Bill Wheeler’s British gem – the unspoiled ‘28 Douglas 4 ¼ – was the 1st Place winner in the Antique Class. The Douglas was one of the last flat tank era motorcycles. It featured acetylene lights, an horizontally-opposed twin engine with hemispherical heads, and a relatively low center of gravity – making the Douglas a worthy competitor. In 1930 Douglas released the SW5 and SW6 – the Speed Model Douglas motorcycles.

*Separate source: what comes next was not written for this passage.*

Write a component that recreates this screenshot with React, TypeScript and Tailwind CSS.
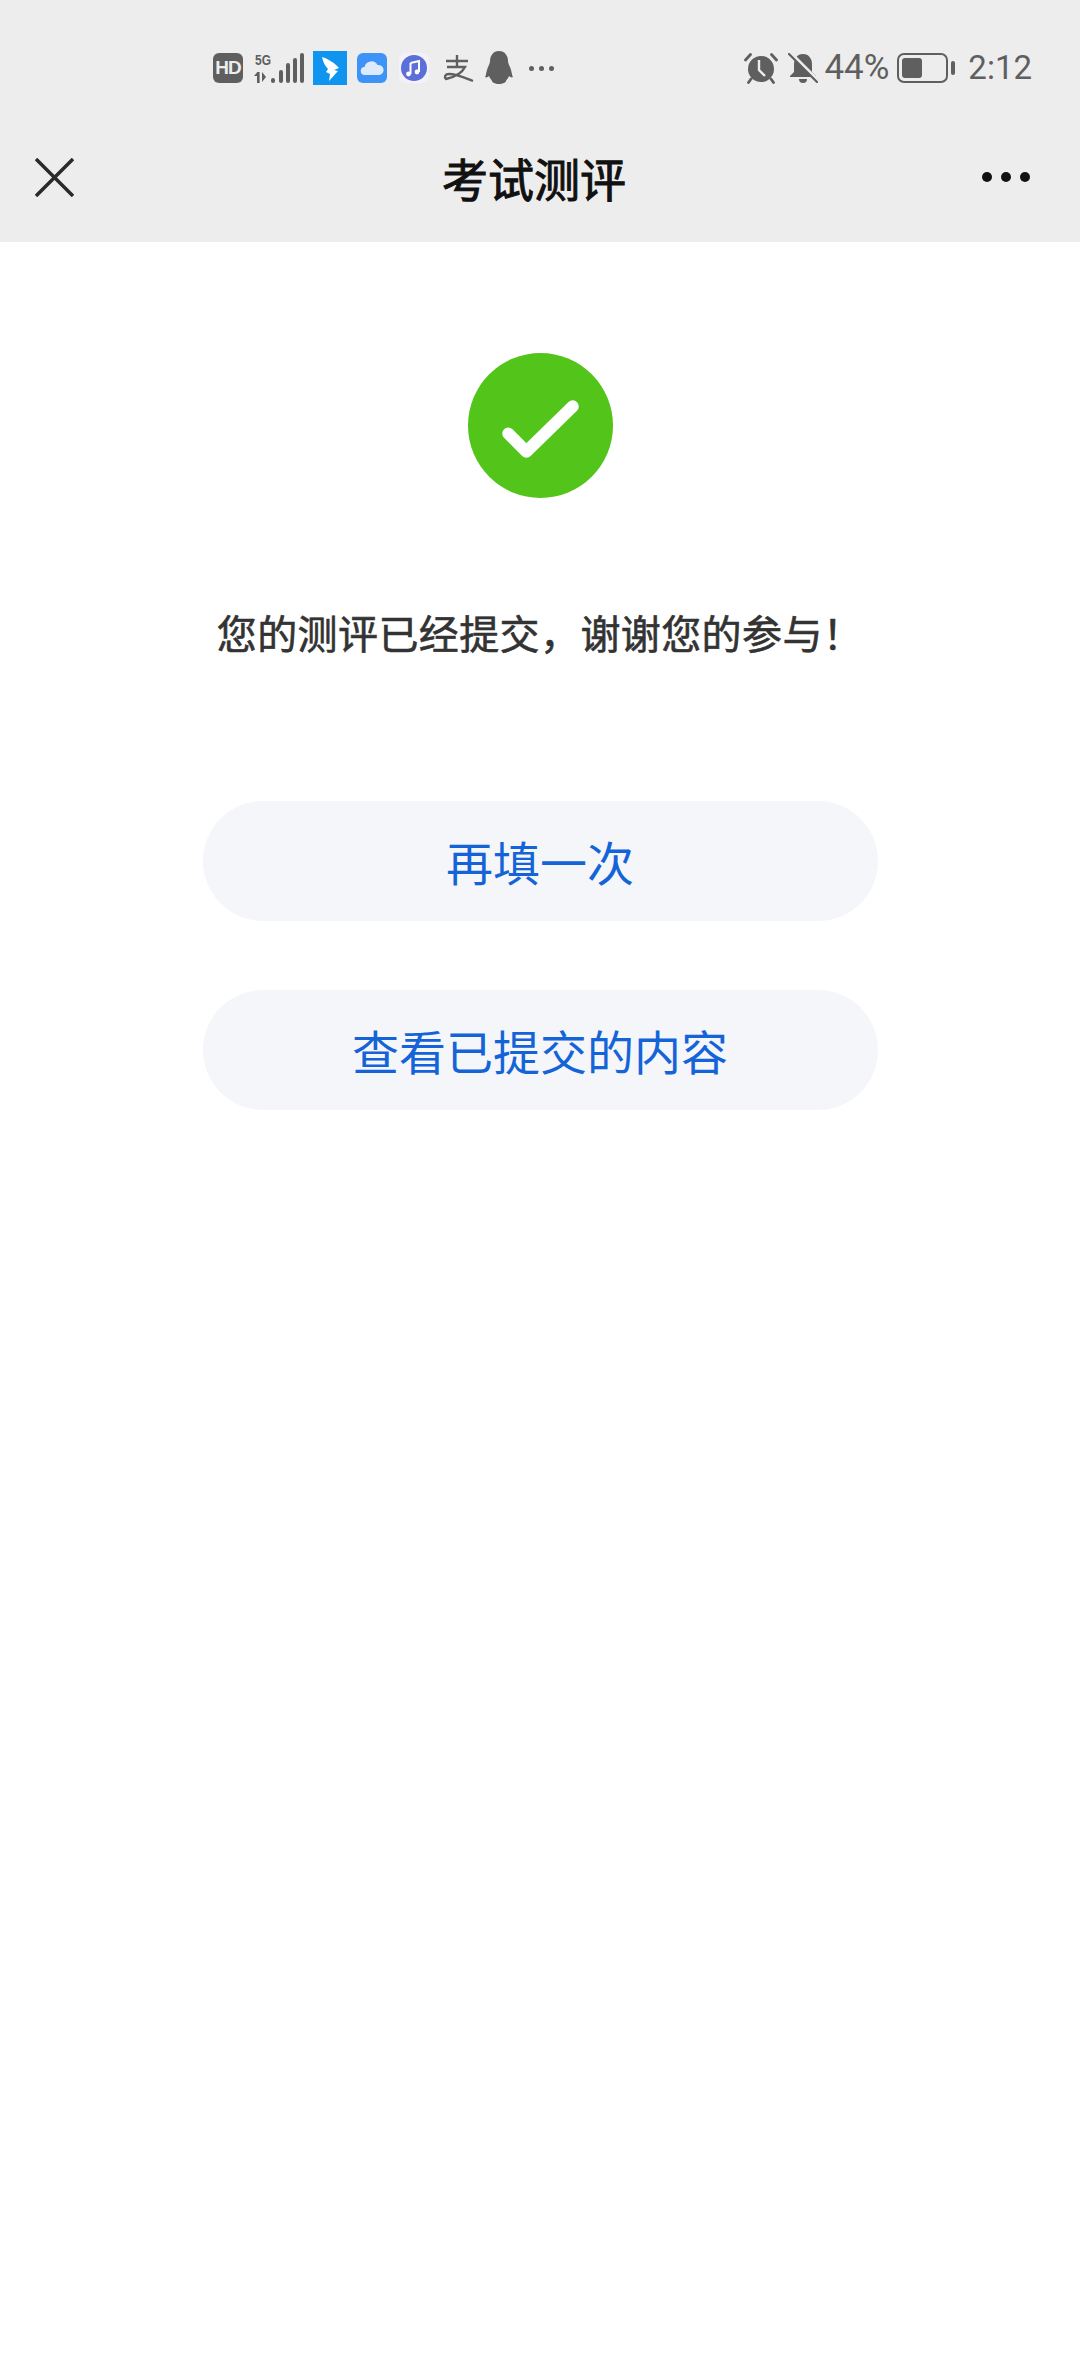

David Christian is a soft-spoken friendly guy. He loves competition machines. Perhaps that’s why he is a co-founder of a Ferrari racing team that set their goal to compete at Le Mans. And, why he acquired a metal-flaked ‘71 Yamaha XS650 that was raced by Rob Robertson at the July 4th Pike’s Peak Bicentennial Race in 1976. Keep your eyes on David if you can; he’s going places.
Some of the bikes wrapped-up on Friday to look spiffy for Saturday’s show just weren’t happy being confined. Take this ’76 250 Bultaco that I’m guessing is a Jim Pomeroy tribute bike. Jim was the first American motorcross competitor to win overall victory in the FIM Motorcross World Championship GP.
Mark Francois’ ‘76 BMW R90/S took 1st Place in the Other European Class. The R90/S sport motorcycle features a type 247 Airhead air-cooled flat-twin 900cc ‘Boxer” engine, distinctive “Daytona Orange” two-tone paintwork and a bikini fairing. 4,984 units were produced in 1976.
Dustin Kott’s sleek, custom ’66 Honda S90 is a thumpin’ thin Zipster. It raced to 2nd Place in the Custom/Modified Class. Kott’s creations are fast becoming must have diversions for Hollywood honchos like actor Ryan Reynolds who rides a custom Kott Triumph Thruxton.
I did a double take when I spotted Steve Pieratt’s ’74 Triumph Bonneville Twin-Twin. The story goes that Bill Hoard built this double-T140-motored bike to convince his wife that a road adventure from Michigan to Alaska was doable on a Triumph. The bike ultimately didn’t go to Alaska, but did wind up years later in Pieratt’s Smyles’ Vintage Motorcycle Museum in Lexington, KY.
There’s no doubt that it’s the motorcycles that are the big draw to The Gathering. But it’s also the people – who come from all walks of life from all over the world. I had the good fortune to meet Kayla Yaakov – the 11-year-old making headlines in competitive racing. She was later interviewed by Ginger Damon (in black) on the subject of woman riders. Kayla’s dad Dave Davee on the left and winning exhibitor Budd Schwab on the right flank the two. Always at Budd’s side is Bailey, who has been attending The Gathering for 11 years now. Once you go, you’ve gotta’ go back!